Prof. Menell was, indirectly, responding to one (of several) arguments I made in an article I wrote on whether the distribution right includes a “making available” right, i.e., whether just making something (a book or digital song file) available (for sale or download) violates the distribution right. I was, in turn, responding to Prof. Menell’s re-writing of the section of the authoritative treaties on copyright law, Nimmer on Copyright. Prof. David Nimmer, who maintains (and mostly writes) Nimmer on Copyright had previously either (depending on whose recollection you’re using) taken no position on the issue or was leaning against the existence of a “making available” right (which is certainly how the courts read it). The truth was that the courts were split on the issue, with perhaps a slight trend against, but Prof. Nimmer had been so persuaded by Prof. Menell’s tour-de-force article, In Search of Copyright’s Lost Ark: Interpreting the Right to Distribute in the Internet Age that he invited Prof. Menell to re-write the crucial section in his treatise to come firmly on the side of “for” the existence of a “making available” right.

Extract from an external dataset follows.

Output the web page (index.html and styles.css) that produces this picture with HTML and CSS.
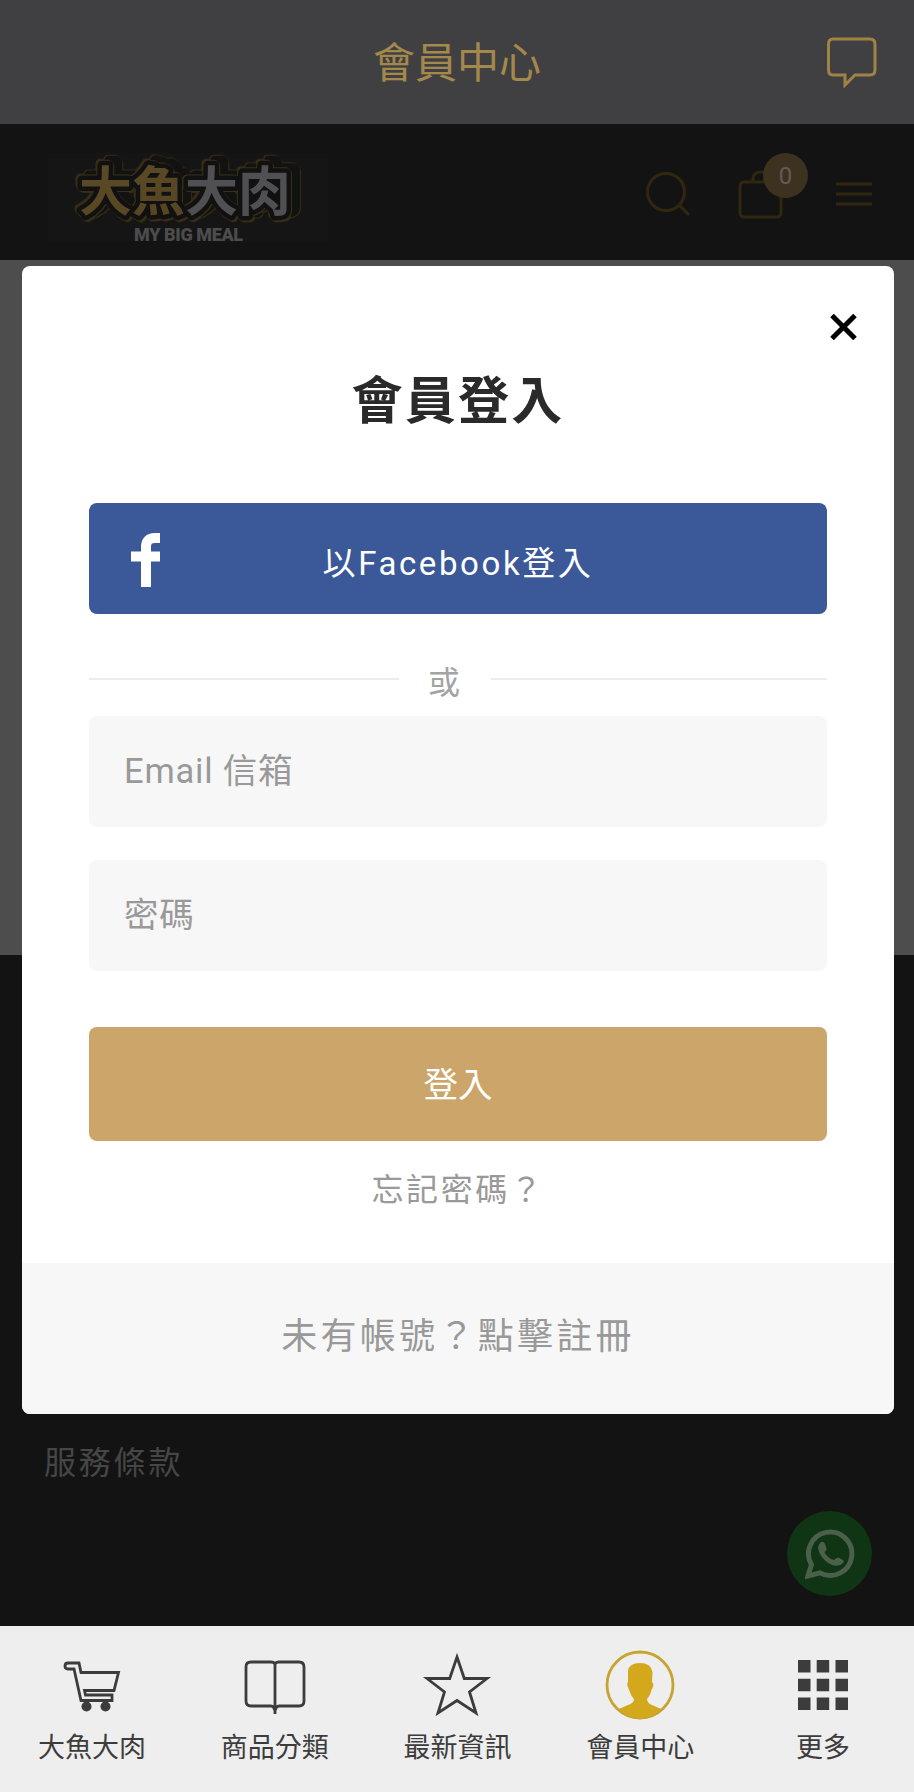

I objected as a practitioner because, while Prof. Menell’s theories were intriguing and the result of not a little scholarship, they were not exactly settled law. And the job of a treatise, from a practitioner’s point of view, is to describe the actual state of the law, not what it ought to be (whether from a policy or a scholarly point of view). A law review article influences the law by providing a new roadmap for practitioners and courts to follow, but it would still be up to them to use Prof. Menell’s arguments convincingly. It is not authoritative in itself. A treatise, on the other hand, has authority because it is the result of a careful review or distillation of actual legal authorities, bound together by an expert on the subject matter. Put another way, in the context of a treatise, as opposed to a law review, Prof. Menell’s burden of persuasion is very high, beyond clear and convincing. It is a burden he does not carry.

Prof. Menell has not read my article, I don’t think, but this one argument percolated down to him via this circuitous route: The U.S. Copyright Office issued a call for comments on the subject of the “making available right,” including whether it already existed or would need to be specifically enacted by Congress. I initially didn’t intend to contribute a comment, but some folks talked me into it, partially because the Nimmer-Menell view of things was gaining traction in Congress (and apparently I’m the only one who bothered to scrutinize Prof. Menell’s arguments?). I submitted my own comment.. And so did Prof. Menell. There was a roundtable, which was attended by a number of commentators (but not me), and my name and this one argument seems to have come up—I’m thinking by Andrew Bridges, who (1) was one of the persons who tried to convince me to comment, and (2) was also submitted a comment.

Why it’s Inappropriate to Rely on Pre-Enactment Legislative Materials

I’m not quite sure why this is the only argument from my article that percolated down. It’s not the most important argument I made, and it’s not particularly crucial to my overall thesis. It’s also the one I had the most misgivings about because the legislative history of the 1976 Act really is odd, and perhaps it should be an exception to the rule. Thanks to Prof. Menell’s comment, I no longer have those misgivings (you’ll see why).

In my article, I asserted—among other things—that it would be improper for a court to consider the legislative materials generated by a Congress that had not enacted the statute to which the materials pertained. This issue is especially vexed in connection with the Copyright Act of 1976 (the “1976 Act”) because the vast majority of its legislative materials were generated in the 1960’s.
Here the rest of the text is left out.